The NAMM Show, which formerly stood for the National Association of Music Merchants, is a trade show that has been bringing together music retailers and companies making music products since around 1900. Fortunately for the rest of us, we get to see all the new products that will help define the upcoming year in audio.
The 2013 conference, held in Anaheim in January, attracted around 100,000 music industry folks and music fans. Here are just a few of the many highlights from the show.
At Sage Audio mastering, we love vintage like most everyone in the industry does, and this year saw a slew of “new vintage” lines.
Fender typically comes up with a new reissue of classic Teles and Strats every few years or so, and this year is no different, as the company introduced its new “Vintage” line. The line includes re-creations of classic years of both models, and was among the many interesting products introduced at the show
Another interesting reissue comes from the legendary Magnatone Amps.
The brand hasn’t been manufactured since 1969, but the amps have been used by everyone from Buddy Holly to Neil Young to David Gilmour. The new versions are point-to-point wired tube amps built in the U.S., and are already being used by Z.Z. Top’s Billy Gibbons. The manufacturer points out that the amps include the original pitched-based vibrato, which the company points out is different from the volume based tremolo that is sometimes labeled as vibrato on amps.
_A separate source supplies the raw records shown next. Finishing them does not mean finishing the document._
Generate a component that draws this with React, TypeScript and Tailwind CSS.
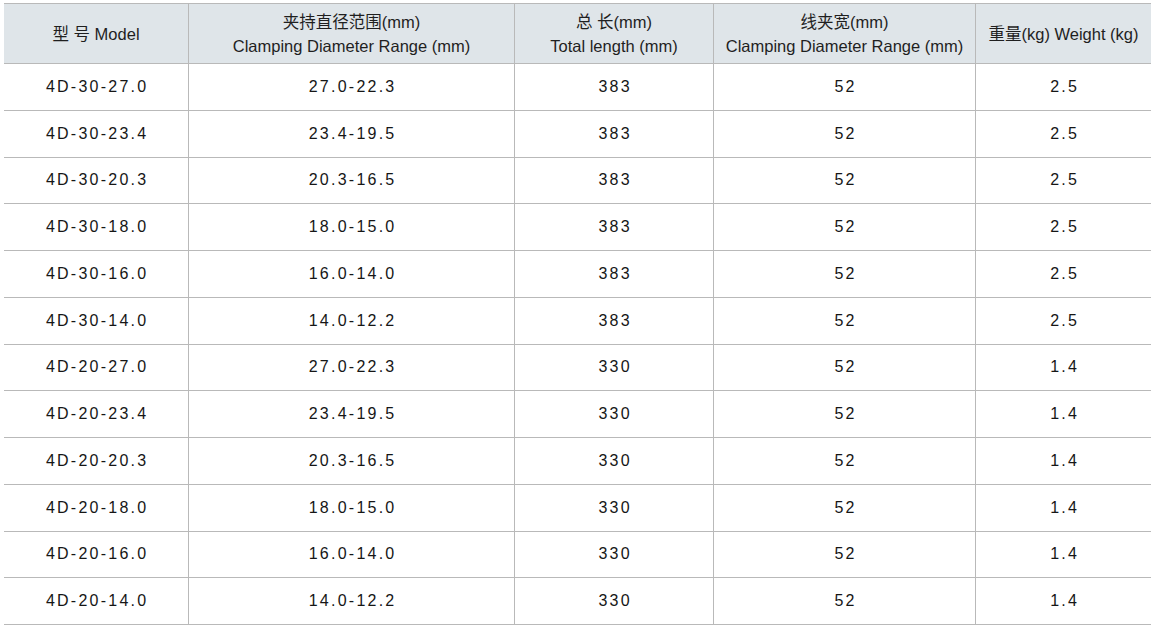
import React from 'react';

type Row = { model: string; range: string; length: string; width: string; weight: string };

const rows: Row[] = [
  { model: '4D-30-27.0', range: '27.0-22.3', length: '383', width: '52', weight: '2.5' },
  { model: '4D-30-23.4', range: '23.4-19.5', length: '383', width: '52', weight: '2.5' },
  { model: '4D-30-20.3', range: '20.3-16.5', length: '383', width: '52', weight: '2.5' },
  { model: '4D-30-18.0', range: '18.0-15.0', length: '383', width: '52', weight: '2.5' },
  { model: '4D-30-16.0', range: '16.0-14.0', length: '383', width: '52', weight: '2.5' },
  { model: '4D-30-14.0', range: '14.0-12.2', length: '383', width: '52', weight: '2.5' },
  { model: '4D-20-27.0', range: '27.0-22.3', length: '330', width: '52', weight: '1.4' },
  { model: '4D-20-23.4', range: '23.4-19.5', length: '330', width: '52', weight: '1.4' },
  { model: '4D-20-20.3', range: '20.3-16.5', length: '330', width: '52', weight: '1.4' },
  { model: '4D-20-18.0', range: '18.0-15.0', length: '330', width: '52', weight: '1.4' },
  { model: '4D-20-16.0', range: '16.0-14.0', length: '330', width: '52', weight: '1.4' },
  { model: '4D-20-14.0', range: '14.0-12.2', length: '330', width: '52', weight: '1.4' },
];

const gridCols = 'grid grid-cols-[184px_326px_199px_262px_176px]';

// header labels: chinese line + english line
const headers: { zh: string; en?: string }[] = [
  { zh: '型 号 Model' },
  { zh: '夹持直径范围(mm)', en: 'Clamping Diameter Range (mm)' },
  { zh: '总 长(mm)', en: 'Total length (mm)' },
  { zh: '线夹宽(mm)', en: 'Clamping Diameter Range (mm)' },
  { zh: '重量(kg) Weight (kg)' },
];

export default function App() {
  return (
    <div className="w-[1151px] h-[628px] bg-white pt-[3px] pl-[4px] overflow-hidden">
      <div className="w-[1147px] border-t border-[#b9b9b9]">
        <div
          className={`${gridCols} h-[60px] bg-[#dfe5e9] border-b border-[#b9b9b9] text-[#1f1f1f] text-[16.5px] leading-[24px]`}
          style={{ fontFamily: '"Liberation Sans", "Noto Sans CJK SC", sans-serif' }}
        >
          {headers.map((h, i) => (
            <div
              key={i}
              className={`flex flex-col items-center justify-center text-center whitespace-nowrap ${i > 0 ? 'border-l border-[#b9b9b9]' : ''}`}
            >
              <span>{h.zh}</span>
              {h.en && <span>{h.en}</span>}
            </div>
          ))}
        </div>

        {rows.map((r, idx) => (
          <div
            key={idx}
            className={`${gridCols} h-[46.75px] border-b border-[#b9b9b9] text-[#161616] text-[16px] tracking-[0.14em] tabular-nums`}
            style={{ fontFamily: '"Liberation Sans", sans-serif' }}
          >
            <div className="flex items-center justify-center pl-[0.14em]">{r.model}</div>
            <div className="flex items-center justify-center pl-[0.14em] border-l border-[#b9b9b9]">{r.range}</div>
            <div className="flex items-center justify-center pl-[0.14em] border-l border-[#b9b9b9]">{r.length}</div>
            <div className="flex items-center justify-center pl-[0.14em] border-l border-[#b9b9b9]">{r.width}</div>
            <div className="flex items-center justify-center pl-[0.14em] border-l border-[#b9b9b9]">{r.weight}</div>
          </div>
        ))}
      </div>
    </div>
  );
}
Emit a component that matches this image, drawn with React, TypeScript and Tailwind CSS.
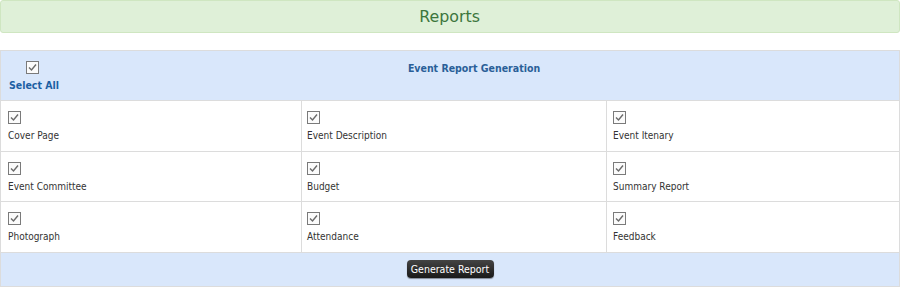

It seems the microphone getting the most notice at the show is the new Telefunken M82 dynamic mic. The unit is marketed as both a kick drum mic and a vocal mic, which is part of the special attention it received. Though its powers as a kick drum mic were not displayed, reports say the mic’s quality on vocals are quite impressive.
Live engineers were all pretty excited about the introduction of Waves IR-Live convolution reverb designed for live performance. Like the highly touted Waves IR1 for recording studios, the IR-Live is an impulse response-based convolution ‘verb with presets from some of the most famous venues in the world, ready to be applied to live shows in real time.
What kind of audio mastering engineers would we be if we didn’t at least mention a studio monitor? The JBL M2 Master Reference monitor has been in development for some time now and comes with multiple new patents. The company describes the new monitors as a “game changer.”
We’ll see if that proves true when the monitors are released this spring.
Finally, I want to include a note about the overall mood of the conference, which was much more optimistic than in the last few years. Part of this was probably due to the fact that sales in the music industry were up 1 percent at $6.8 billion in 2012. That 1 percent may not seem like a lot, but after a few years of decline, it’s definitely something to get excited about.